Le pacte dit « de responsabilité » – dont Emmanuel Macron est un fervent défenseur – qui prévoit 50 milliards supplémentaires de réduction des dépenses publiques, est officiellement justifié par l’impératif de réduire les déficits et les dettes publiques. Or ces mesures sont profondément injustes et illégitimes puisque 59 % de la dette publique proviennent des cadeaux fiscaux et des taux d’intérêt excessifs appliqués par les banques. Il faut donc inverser radicalement la vapeur. Ce n’est certes pas pour plaire à Laurence Parisot, mais c’est ce que montre l’examen minutieux des faits. Les dépenses n’ont pas augmenté puisque leur part dans le PIB a chuté de 2 points en trente ans. Parallèlement, suite aux exonérations d’impôts des ménages aisés et des grandes entreprises (cadeaux fiscaux, niches, etc.) la part des recettes de l’État dans le PIB a chuté de 5 points dans le même laps de temps. De plus, si l’État, au lieu de se financer depuis 30 ans sur les marchés financiers, avait recouru à des emprunts auprès des ménages ou des banques à un taux d’intérêt réel de 2 %, la dette publique serait aujourd’hui inférieure de 29 points de PIB à son niveau actuel.

Qui de mieux qu’un ex-banquier d’affaire pour remettre la finance à sa place. Les rouages n’ont pas de secret pour ceux qui les ont créés. La déclaration de guerre de François Hollande « mon adversaire, mon véritable adversaire… c’est la finance » se révèle n’être en réalité qu’une nouvelle resucée du « capitalisme à la barbichette » |3| si cher à la droite et à ses clones socialistes. Emmanuel Macron qui fut un temps l’assistant de Paul Ricœur, le célèbre philosophe, ferait bien de se souvenir d’un propos de son ancien maître :

« Le problème du conseiller du prince, qui nous ramène à la vieille utopie, platonicienne, du philosophe-roi, n’est que l’envers du vrai propos qui est d’être le conseiller du public et non pas le conseiller du prince. » |4|

Notes

http://cadtm.org/Le-CADTM-se-demande-si-Emmanuel

|1| David Bensoussan, Challenges, 27 août 2011.

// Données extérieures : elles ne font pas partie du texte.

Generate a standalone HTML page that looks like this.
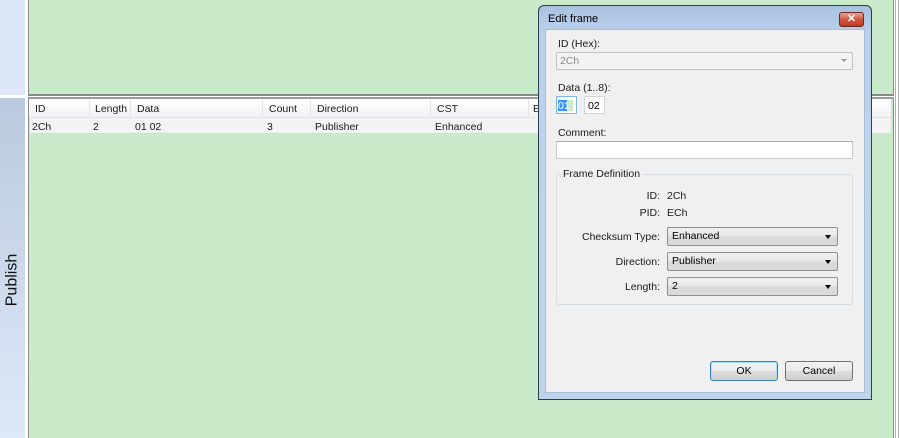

|2| Que faire de la dette ? Un audit de la dette publique de la France : http://www.audit-citoyen.org/wp-content/uploads/2014/05/note-dette.pdf. Ont participé à son élaboration : Michel Husson (Conseil scientifique d’Attac, coordination), Pascal Franchet (CADTM), Robert Joumard (Attac), Evelyne Ngo (Solidaires Finances Publiques), Henri Sterdyniak (Economistes Atterrés), Patrick Saurin (Sud BPCE).

|3| Le capitalisme à la barbichette désigne les relations incestueuses des grandes sociétés capitalistes françaises dont les patrons se cooptent au sein de leurs conseils d’administration respectifs, tout en s’autorisant de fréquents aller et retour entre la sphère privée et la sphère publique.

|4| « L’éthique, le politique, l’écologie », entretien avec Paul Ricœur (Propos recueillis par Edith et Jean Paul Deléage), Ecologie politique. Sciences, Culture, Société 1993, n° 7, été.